So I’ve finally just got around to reading John Ioannidis’ article in PLoS Medicine, “Why Most Published Research Findings Are False”. I’m a little surprised to see it hinges on a concept which I was taught scant weeks ago, positive predictive value. That article might be jibberish to somebody without a background in biochemistry, statistics or epidemiology, but I think it’s really important for anybody with an interest in science, particularly health science / fitness / nutrition, to understand. For simplicity I’m not going to adress bias or effect sizes, but Ioannidis explains their effects well nearer to the bottom of the article.
When studies are being designed, researchers accept that there is a possibility they will interpret their data to mean their hypothesis is true when it’s actually false (a false positive), or false when it’s actually true (a false negative). The standard in health research is to design studies in such a way that the probability of false negatives is either 10% or 20%, and that of false positives is less than 5% (and ideally less than 1% – these are the biologist’s beloved p<0.05 and p<0.01). Lowering the probability of one of these events increases the likelihood of the other for reasons which are slightly too fiddly to explain here, but keeping false positives below 5% is always regarded as more important. Consequently, a great deal of studies in underfunded fields like exercise physiology are designed in a way that far more than 20% of results will be false negatives, because lowering this proportion requires greater numbers of participants than funding can be obtained for. By extension, a great number of true positives are “lost”.

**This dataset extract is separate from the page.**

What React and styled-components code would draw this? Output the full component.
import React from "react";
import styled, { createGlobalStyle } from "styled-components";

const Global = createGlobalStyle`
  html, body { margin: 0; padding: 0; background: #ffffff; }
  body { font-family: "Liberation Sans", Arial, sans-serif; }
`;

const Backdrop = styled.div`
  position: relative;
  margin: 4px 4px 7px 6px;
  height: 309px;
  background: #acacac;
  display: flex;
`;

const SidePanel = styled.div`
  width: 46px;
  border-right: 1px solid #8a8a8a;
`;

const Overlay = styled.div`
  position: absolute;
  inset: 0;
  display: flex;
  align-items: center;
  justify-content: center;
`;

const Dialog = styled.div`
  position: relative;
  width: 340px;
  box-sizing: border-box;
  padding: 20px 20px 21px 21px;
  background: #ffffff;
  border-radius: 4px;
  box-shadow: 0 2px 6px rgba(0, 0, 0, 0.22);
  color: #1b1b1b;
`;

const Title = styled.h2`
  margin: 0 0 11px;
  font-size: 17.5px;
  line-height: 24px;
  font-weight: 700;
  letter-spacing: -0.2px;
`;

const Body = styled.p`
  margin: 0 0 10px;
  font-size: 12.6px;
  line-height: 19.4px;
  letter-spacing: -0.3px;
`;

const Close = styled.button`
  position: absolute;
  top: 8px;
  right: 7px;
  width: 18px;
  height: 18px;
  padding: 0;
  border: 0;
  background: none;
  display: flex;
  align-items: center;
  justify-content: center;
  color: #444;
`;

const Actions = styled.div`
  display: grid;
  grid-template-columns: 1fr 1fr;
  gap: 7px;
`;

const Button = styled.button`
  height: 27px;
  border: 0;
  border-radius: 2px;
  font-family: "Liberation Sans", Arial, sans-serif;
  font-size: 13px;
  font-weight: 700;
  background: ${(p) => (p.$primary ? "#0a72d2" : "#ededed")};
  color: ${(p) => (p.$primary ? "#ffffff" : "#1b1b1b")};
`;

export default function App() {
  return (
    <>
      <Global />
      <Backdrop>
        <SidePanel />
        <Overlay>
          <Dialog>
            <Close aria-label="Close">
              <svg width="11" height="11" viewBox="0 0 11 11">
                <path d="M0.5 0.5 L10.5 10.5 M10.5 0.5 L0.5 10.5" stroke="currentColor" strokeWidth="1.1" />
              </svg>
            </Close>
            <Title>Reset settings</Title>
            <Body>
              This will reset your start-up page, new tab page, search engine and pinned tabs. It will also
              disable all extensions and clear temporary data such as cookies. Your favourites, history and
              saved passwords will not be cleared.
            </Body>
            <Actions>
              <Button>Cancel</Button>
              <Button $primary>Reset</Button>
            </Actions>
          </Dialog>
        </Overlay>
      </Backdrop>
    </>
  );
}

Let’s say I’m going to spend a long and illustrious career in epidemiology. Let’s say I’m going to do 1,000 studies to see whether individual things make you healthier, but that only 10% of those things really work. Particular vitamin supplements, for instance. Let’s say I always have enough funding to keep my chances of false negatives to 20%, and false positives to <5%.

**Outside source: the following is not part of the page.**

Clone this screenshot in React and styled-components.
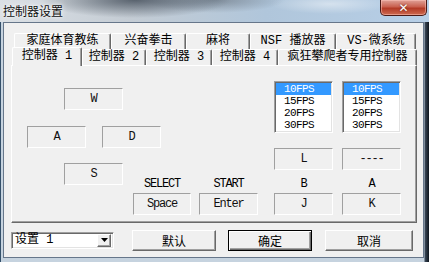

So, I have 1000 supplements, 900 of which are useless, and 100 of which work. Of the 900 useless ones, I will incorrectly believe that 45 are useful (5% false positives). From the 100 useful ones, I will get 20 false negatives (I’ll “lose” 20% of my true positives, and retain 80 of them).
So although only 100 of my hypothesis are really true, I will publish articles saying that 125 are true. Of these 125 positive results, 45 are false positives, so only 80 of my 125 published articles (64%) are correct.

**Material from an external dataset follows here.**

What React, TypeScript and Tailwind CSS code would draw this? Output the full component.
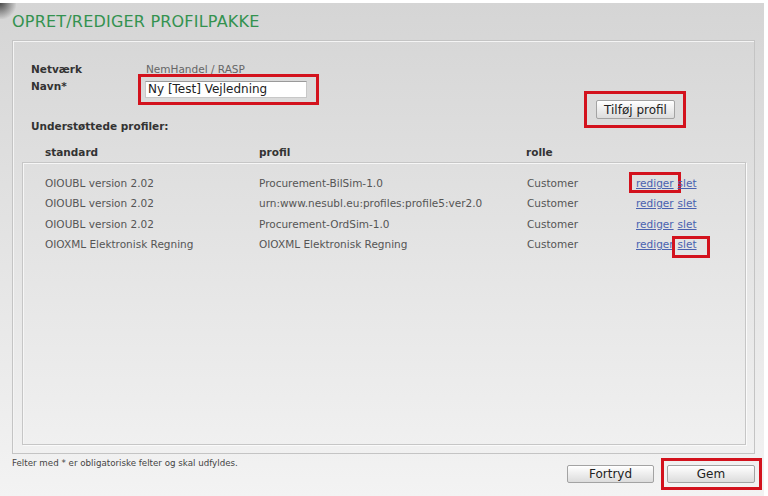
import React from 'react';

const rows = [
  { standard: 'OIOUBL version 2.02', profil: 'Procurement-BilSim-1.0', rolle: 'Customer' },
  { standard: 'OIOUBL version 2.02', profil: 'urn:www.nesubl.eu:profiles:profile5:ver2.0', rolle: 'Customer' },
  { standard: 'OIOUBL version 2.02', profil: 'Procurement-OrdSim-1.0', rolle: 'Customer' },
  { standard: 'OIOXML Elektronisk Regning', profil: 'OIOXML Elektronisk Regning', rolle: 'Customer' },
];

const btn =
  'block border border-[#a3a3a3] rounded-[2px] bg-gradient-to-b from-white to-[#dcdcdc] text-[12px] text-[#222] leading-none shadow-[inset_0_1px_0_#fff]';

const App: React.FC = () => {
  return (
    <div className="relative w-[768px] h-[496px] bg-white font-['DejaVu_Sans',Verdana,sans-serif] overflow-hidden">
      <div className="mt-[3px] w-[764px] h-[493px] bg-gradient-to-b from-[#d5d5d5] via-[#e4e4e4] to-[#f3f3f3] flex flex-col">
        <h1 className="pl-3 pt-[8.5px] text-[16px] leading-[20px] tracking-[0.2px] text-[#33924f]">OPRET/REDIGER PROFILPAKKE</h1>

        {/* outer box */}
        <div className="ml-3 mt-[8.5px] w-[743px] h-[414px] shrink-0 border border-[#c4c4c4] shadow-[inset_1px_1px_0_#f4f4f4] flex flex-col">
          <div className="mt-[21px] pl-[18px] flex text-[10.5px] leading-[14px]">
            <span className="w-[115px] font-bold text-[#333]">Netværk</span>
            <span className="text-[#666]">NemHandel / RASP</span>
          </div>
          <div className="mt-[3px] pl-[18px] flex items-start text-[10.5px] leading-[14px]">
            <span className="w-[114px] font-bold text-[#333]">Navn*</span>
            <div className="relative mt-[2px]">
              <div className="w-[162px] h-[17px] bg-white border border-[#c8c8c8] border-t-[#9a9a9a] pl-[2px] text-[12px] leading-[15px] text-[#222]">
                Ny [Test] Vejledning
              </div>
              <span className="absolute -left-[7px] -right-[12px] -top-[7px] -bottom-[7px] border-[3px] border-[#d3121d]" />
            </div>
          </div>
          <div className="mt-[2px] ml-[583px] relative flex w-[79px] h-[19px]">
            <button className={`${btn} w-[79px] h-[19px]`}>Tilføj profil</button>
            <span className="absolute -left-[12px] -right-[11px] -top-[9px] -bottom-[9px] border-[3px] border-[#d3121d]" />
          </div>
          <div className="pl-[18px] text-[10.5px] leading-[14px] font-bold text-[#333]">Understøttede profiler:</div>

          <div className="mt-[12px] pl-[32px] grid grid-cols-[214px_267px_1fr] text-[10.5px] leading-[14px] font-bold text-[#333]">
            <span>standard</span>
            <span>profil</span>
            <span>rolle</span>
          </div>

          {/* inner box */}
          <div className="mt-[3px] ml-[9px] w-[724px] h-[283px] shrink-0 border border-[#c6c6c6] shadow-[inset_1px_1px_0_#f6f6f6,1px_1px_0_#fafafa] pt-[10px] pl-[22px]">
            {rows.map((r, i) => (
              <div key={i} className="grid grid-cols-[214px_268px_109px_1fr] text-[10.5px] leading-[20.3px] text-[#555]">
                <span>{r.standard}</span>
                <span>{r.profil}</span>
                <span>{r.rolle}</span>
                <span className="flex gap-[4px]">
                  <span className="relative inline-block">
                    <a className="text-[#4a62b0] underline">rediger</a>
                    {i === 0 && <span className="absolute -left-[7px] -right-[7px] -top-[1px] bottom-0 border-[3px] border-[#d3121d]" />}
                  </span>
                  <span className="relative inline-block">
                    <a className="text-[#4a62b0] underline">slet</a>
                    {i === 3 && <span className="absolute -left-[6px] -right-[13px] top-[2px] -bottom-[4px] border-[3px] border-[#d3121d]" />}
                  </span>
                </span>
              </div>
            ))}
          </div>
        </div>

        {/* footer */}
        <div className="flex justify-between">
          <span className="ml-3 mt-[3px] text-[8.7px] leading-[12px] text-[#444]">Felter med * er obligatoriske felter og skal udfyldes.</span>
          <div className="mt-[11px] mr-[9px] flex items-start gap-[13px]">
            <button className={`${btn} w-[87px] h-[18px]`}>Fortryd</button>
            <div className="relative flex">
              <button className={`${btn} w-[88px] h-[18px]`}>Gem</button>
              <span className="absolute -left-[6px] -right-[7px] -top-[7px] -bottom-[7px] border-[3px] border-[#d3121d]" />
            </div>
          </div>
        </div>
      </div>
      <div className="absolute top-[3px] left-0 w-[16px] h-[16px] bg-[radial-gradient(circle_at_top_left,#4a4a4a,transparent_75%)]" />
    </div>
  );
};

export default App;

Now, assuming 10% of my hypotheses are correct is actually quite optimistic, as is assuming I would always have funding to keep my false negative rate to 20%. If I were working in exercise physiology, it might be more like 50% – I just wouldn’t have the funding to do better. So now I have just 50 true positives against 45 false positives – I’ll publish 95 articles, and almost half of them will be incorrect.
Imagine again that only 1% of my hypotheses are correct. Maybe I’m trying to identify which of 1,000 bacteria in our guts contribute to a certain outcome, gastric cancer for instance. I have to test all of them, but only ten of them are really to blame. My lab facilities are good and we’ve got some cash, so I can keep my false negatives down to 10%. Things are looking up! But wait. Even now, one of my little guys will slip under the radar (a false negative), and 50 innocent bugs will be falsely accused! I will publish articles claiming 59 species cause gastric cancer – and a mere 15% of my publications will be correct.
Now imagine I was looking for the one gene in ten thousand which caused a particular disease. We are in big trouble here.